Cette difficulté a laquelle ie me mattendois pas mobligea daller a Arles
pour en conferer avec mon procureur et Mr Franconi mon avocat qui
dit que cette affaire etoit serieuse que ie risquois de perdre cent ecus
ie le pria pourtant de faire un consultation pour la communiquer
au plus tot aux habitans qui firent une assemblee a lhotel de ville je
soutins mes interets le mieux quil me fut possible ie demanda
de prendre des arbitres a Arles, ils voulurent un jugement nous ne
pumes rien conclurre. Il fallut se resoudre a faire des voyages
ils ne manquerent pas denvoyer a Arles deux des plus aparens
pour solliciter les juges et employer leurs amis Mr Franconi nallant
plus au palais a cause de son age monsieur lavocat Bagne se prepara a plaider
cette affaire. ialla aussy a Arles pour voir les magistrats.
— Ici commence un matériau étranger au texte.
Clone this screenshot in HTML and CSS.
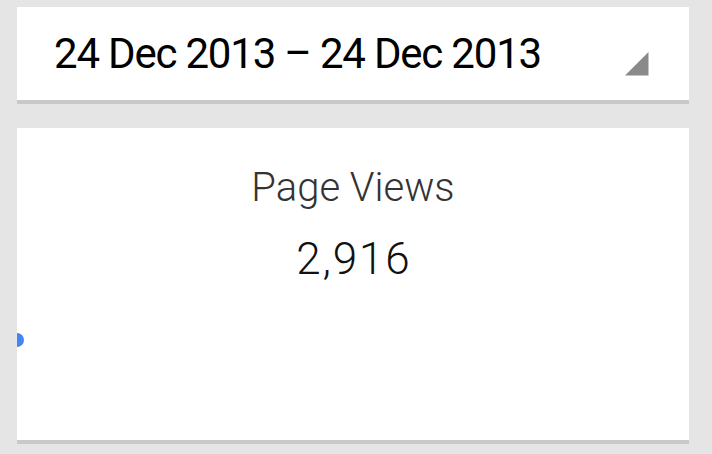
FILE: index.html
```html
<!DOCTYPE html>
<html>
<head>
<meta charset="utf-8">
<link rel="stylesheet" href="styles.css">
</head>
<body>
<div class="page">
  <div class="card range">
    <span class="range-text">24 Dec 2013 – 24 Dec 2013</span>
    <svg class="caret" width="24" height="24" viewBox="0 0 24 24"><polygon points="0,23.5 23.5,23.5 23.5,0" fill="#8a8a8a"/></svg>
  </div>
  <div class="card metric">
    <div class="metric-label">Page Views</div>
    <div class="metric-value">2,916</div>
    <span class="point"></span>
  </div>
</div>
</body>
</html>
```
FILE: styles.css
```css
html, body {
  margin: 0;
  padding: 0;
  background: #e5e5e5;
}
.page {
  padding: 7px 23px 0 17px;
  display: flex;
  flex-direction: column;
  gap: 24px;
  font-family: Roboto, "Noto Sans", sans-serif;
}
.card {
  background: #fff;
  border-bottom: 4px solid #c9c9c9;
}
.range {
  height: 93px;
  display: flex;
  align-items: center;
  padding: 0 40px 0 37px;
  position: relative;
}
.range-text {
  font-size: 42px;
  color: #000;
  flex: 1;
  margin-top: -1px;
  letter-spacing: -1.2px;
}
.caret {
  display: block;
  margin-top: 21px;
}
.metric {
  height: 312px;
  display: flex;
  flex-direction: column;
  align-items: center;
  position: relative;
  overflow: hidden;
}
.metric-label {
  margin-top: 37px;
  font-size: 40px;
  font-weight: 300;
  color: #333;
  line-height: 46px;
}
.metric-value {
  margin-top: 23px;
  font-size: 44px;
  font-weight: 300;
  color: #111;
  line-height: 50px;
  letter-spacing: 1.8px;
  margin-right: -1.8px;
}
.point {
  position: absolute;
  left: -7px;
  top: 205px;
  width: 14px;
  height: 14px;
  border-radius: 50%;
  background: #4285f4;
}
```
Laudience fut le vendredy iy assista les avocats plaiderent avec eloge
lavocat du roy donna les conclusions fit main levee de la saisie avec
cautionnemment en sortant de laudience, je ne savois si iavois gagne ou perdu
dans le meme moment les Mrs de Tarascon ma parlerent de prendre
quelque arrengement alors ma tristesse se changea en ioye. Je repondis
que iavois touiours fait les premieres demarches que iavois demande larbitra-
ge quon avoit refusé un des plus aparens homme desprit parla en ces
termes en presence de plusieurs personnes : puisque Mr le curé
demandoit larbitrage a Tarascon il falloit le luy accorder que venions
nous faire ici il fut resolu que nous choisirions un iour favorable
pour finir toutes choses par la voye de la douceur.
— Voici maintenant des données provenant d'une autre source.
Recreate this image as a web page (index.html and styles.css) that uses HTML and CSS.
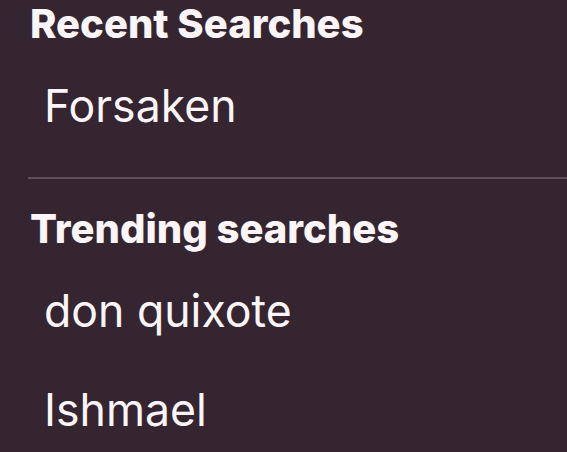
FILE: index.html
```html
<!DOCTYPE html>
<html lang="en">
<head>
    <meta charset="UTF-8">
    <meta name="viewport" content="width=device-width, initial-scale=1.0">
    <title>Search</title>
    <link rel="stylesheet" href="styles.css">
</head>
<body>

    <div class="search-panel">
        <div class="section">
            <h2 class="section-title">Recent Searches</h2>
            <ul class="search-list">
                <li>Forsaken</li>
            </ul>
        </div>

        <div class="divider"></div>

        <div class="section">
            <h2 class="section-title">Trending searches</h2>
            <ul class="search-list">
                <li>don quixote</li>
                <li>Ishmael</li>
            </ul>
        </div>
    </div>

</body>
</html>
```

FILE: styles.css
```css
body {
    font-family: Inter, "Noto Sans", sans-serif;
    margin: 0;
    padding: 0;
    background: #352530;
    color: #fbf5f8;
}
.search-panel {
    padding: 0 0 0 30px;
}
.section-title {
    font-size: 40px;
    font-weight: 800;
    margin: 0;
    line-height: 48px;
}
.search-list {
    list-style: none;
    margin: 9px 0 0;
    padding: 0 0 0 14px;
}
.search-list li {
    font-size: 44.6px;
    line-height: 99px;
}
.divider {
    height: 2px;
    background: #5d505a;
    margin: 21px 0 26px -2px;
}
```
Lan mil sept cens vingt huit et le quinzieme iour du mois de juillet
les syndics furent a Arles avec une deliberation des plus riches de la
paroisse dans cette assemblee nous eumes quelques contertation pour
regler les frais les deux procureurs dresserent une convention par
laquelle iaccorda quatre annees pour la construction du logement qui fut
ensuite autorizee ne pouvant recevoir largent qui metoit dû ie fus a
Beaucaire apeller un huissier qui fit bien cette commission.

  • Ville de Tarascon, paroisse Saint-Thomas-de-Laurade, registre BMS 1702-1747, non coté et non folioté. Archives communales.